> [The input]
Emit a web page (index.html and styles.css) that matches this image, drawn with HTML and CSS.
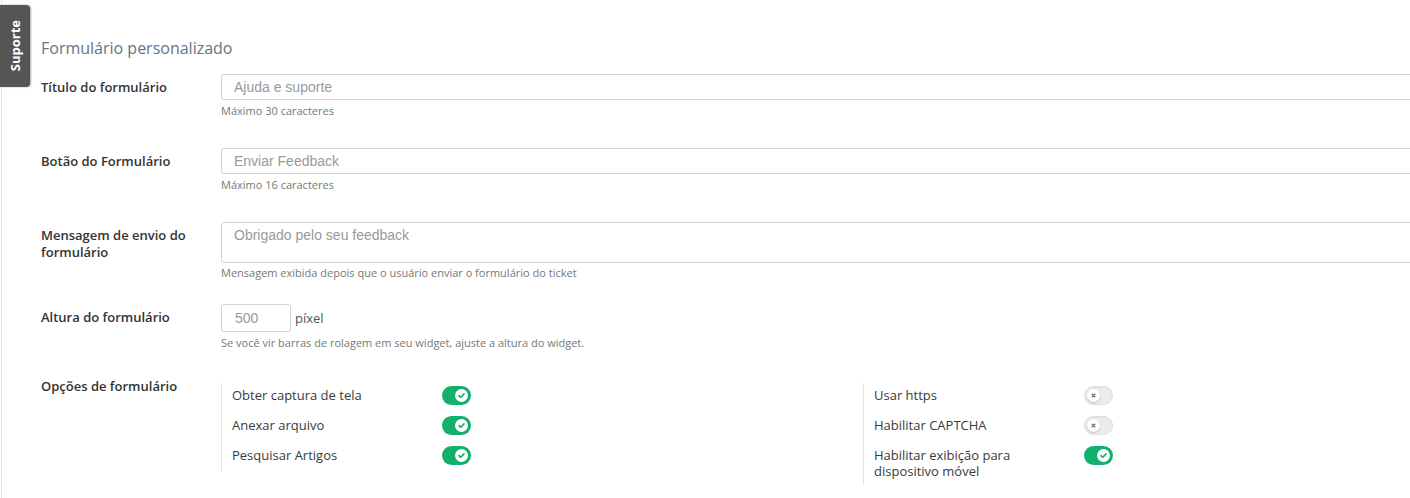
---
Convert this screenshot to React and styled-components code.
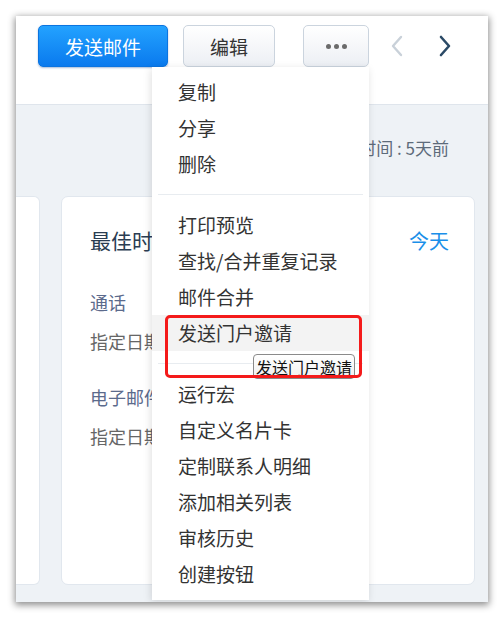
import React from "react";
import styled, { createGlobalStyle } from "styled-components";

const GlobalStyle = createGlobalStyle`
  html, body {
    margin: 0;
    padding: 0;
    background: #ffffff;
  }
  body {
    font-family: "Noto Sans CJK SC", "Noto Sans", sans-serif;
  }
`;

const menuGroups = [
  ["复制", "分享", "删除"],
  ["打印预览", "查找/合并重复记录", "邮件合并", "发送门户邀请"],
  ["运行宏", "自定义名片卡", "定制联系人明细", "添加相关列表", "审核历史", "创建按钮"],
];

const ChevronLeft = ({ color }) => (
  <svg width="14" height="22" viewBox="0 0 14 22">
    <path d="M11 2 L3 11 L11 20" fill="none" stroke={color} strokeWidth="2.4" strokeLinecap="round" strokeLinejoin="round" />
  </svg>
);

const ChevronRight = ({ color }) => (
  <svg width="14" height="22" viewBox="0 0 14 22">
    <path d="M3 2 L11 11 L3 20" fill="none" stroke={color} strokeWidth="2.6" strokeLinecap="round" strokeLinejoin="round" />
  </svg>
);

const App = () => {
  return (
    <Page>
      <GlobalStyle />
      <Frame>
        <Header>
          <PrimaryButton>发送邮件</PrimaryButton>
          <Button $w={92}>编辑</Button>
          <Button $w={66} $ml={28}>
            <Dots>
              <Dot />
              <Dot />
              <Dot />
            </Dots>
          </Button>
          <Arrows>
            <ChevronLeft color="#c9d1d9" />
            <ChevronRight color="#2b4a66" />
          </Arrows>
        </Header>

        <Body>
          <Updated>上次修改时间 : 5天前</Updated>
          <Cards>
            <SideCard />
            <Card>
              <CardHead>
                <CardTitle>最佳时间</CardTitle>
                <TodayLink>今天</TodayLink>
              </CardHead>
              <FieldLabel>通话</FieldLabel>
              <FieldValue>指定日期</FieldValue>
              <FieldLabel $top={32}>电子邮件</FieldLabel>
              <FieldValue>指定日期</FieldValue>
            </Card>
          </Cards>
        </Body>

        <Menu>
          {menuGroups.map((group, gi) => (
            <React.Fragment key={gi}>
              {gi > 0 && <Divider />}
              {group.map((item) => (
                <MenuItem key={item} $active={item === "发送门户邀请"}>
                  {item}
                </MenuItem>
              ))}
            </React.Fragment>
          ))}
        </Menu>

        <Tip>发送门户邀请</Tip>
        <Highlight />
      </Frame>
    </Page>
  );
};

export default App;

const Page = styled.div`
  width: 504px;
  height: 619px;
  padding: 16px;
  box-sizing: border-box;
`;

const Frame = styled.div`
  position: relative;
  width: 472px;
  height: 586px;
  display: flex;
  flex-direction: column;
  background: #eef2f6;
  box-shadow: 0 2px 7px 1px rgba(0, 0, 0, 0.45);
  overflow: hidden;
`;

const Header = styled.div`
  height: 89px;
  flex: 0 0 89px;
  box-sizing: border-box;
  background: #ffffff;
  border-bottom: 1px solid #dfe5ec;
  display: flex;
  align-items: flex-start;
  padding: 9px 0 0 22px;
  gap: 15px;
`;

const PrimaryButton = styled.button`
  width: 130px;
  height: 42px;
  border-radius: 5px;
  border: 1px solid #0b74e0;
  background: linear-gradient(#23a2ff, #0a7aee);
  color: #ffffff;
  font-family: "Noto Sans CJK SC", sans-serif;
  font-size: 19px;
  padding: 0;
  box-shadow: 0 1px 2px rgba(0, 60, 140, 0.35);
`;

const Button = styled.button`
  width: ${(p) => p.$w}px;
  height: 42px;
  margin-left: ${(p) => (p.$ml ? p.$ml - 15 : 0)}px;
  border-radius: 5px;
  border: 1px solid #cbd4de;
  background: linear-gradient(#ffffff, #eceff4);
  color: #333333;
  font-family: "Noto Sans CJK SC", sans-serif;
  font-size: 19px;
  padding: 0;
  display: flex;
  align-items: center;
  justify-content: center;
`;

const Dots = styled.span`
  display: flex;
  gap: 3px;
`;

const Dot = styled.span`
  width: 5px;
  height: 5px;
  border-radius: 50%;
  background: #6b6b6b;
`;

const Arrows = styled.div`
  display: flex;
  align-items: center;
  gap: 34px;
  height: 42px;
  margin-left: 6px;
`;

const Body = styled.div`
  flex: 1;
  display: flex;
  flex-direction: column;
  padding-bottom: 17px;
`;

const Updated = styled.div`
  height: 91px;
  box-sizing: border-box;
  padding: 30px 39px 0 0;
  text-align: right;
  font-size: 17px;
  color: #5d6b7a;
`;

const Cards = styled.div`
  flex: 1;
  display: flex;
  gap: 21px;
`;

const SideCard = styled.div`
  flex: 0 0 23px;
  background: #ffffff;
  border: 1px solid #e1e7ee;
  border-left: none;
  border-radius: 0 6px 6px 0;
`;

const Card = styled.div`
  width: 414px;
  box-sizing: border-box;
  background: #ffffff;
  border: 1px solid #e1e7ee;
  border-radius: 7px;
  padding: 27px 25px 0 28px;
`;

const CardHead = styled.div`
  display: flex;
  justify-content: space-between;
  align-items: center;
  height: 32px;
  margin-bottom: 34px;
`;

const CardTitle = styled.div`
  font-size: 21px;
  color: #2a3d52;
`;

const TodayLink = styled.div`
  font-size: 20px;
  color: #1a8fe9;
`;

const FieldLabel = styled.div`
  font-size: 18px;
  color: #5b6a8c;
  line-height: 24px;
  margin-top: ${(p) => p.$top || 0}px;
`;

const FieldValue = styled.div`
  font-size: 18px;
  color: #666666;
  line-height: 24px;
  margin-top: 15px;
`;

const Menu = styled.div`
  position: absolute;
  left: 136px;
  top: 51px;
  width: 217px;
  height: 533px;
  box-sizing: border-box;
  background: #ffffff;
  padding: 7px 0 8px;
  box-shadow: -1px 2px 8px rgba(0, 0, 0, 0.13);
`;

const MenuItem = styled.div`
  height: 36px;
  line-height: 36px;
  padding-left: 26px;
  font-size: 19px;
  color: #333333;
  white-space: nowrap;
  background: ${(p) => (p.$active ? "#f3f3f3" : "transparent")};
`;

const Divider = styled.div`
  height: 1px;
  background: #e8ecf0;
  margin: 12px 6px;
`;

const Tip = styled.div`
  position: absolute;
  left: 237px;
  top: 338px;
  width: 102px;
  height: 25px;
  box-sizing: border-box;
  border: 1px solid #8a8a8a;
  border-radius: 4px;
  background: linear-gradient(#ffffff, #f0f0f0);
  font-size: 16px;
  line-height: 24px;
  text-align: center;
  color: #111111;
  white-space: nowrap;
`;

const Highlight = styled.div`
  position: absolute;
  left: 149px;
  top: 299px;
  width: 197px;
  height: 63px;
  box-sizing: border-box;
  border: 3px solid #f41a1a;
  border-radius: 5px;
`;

> [What the exercise asks] From the listing above, pick out every line containing "this".

> [Expected answer]
Emit a web page (index.html and styles.css) that matches this image, drawn with HTML and CSS.
Convert this screenshot to React and styled-components code.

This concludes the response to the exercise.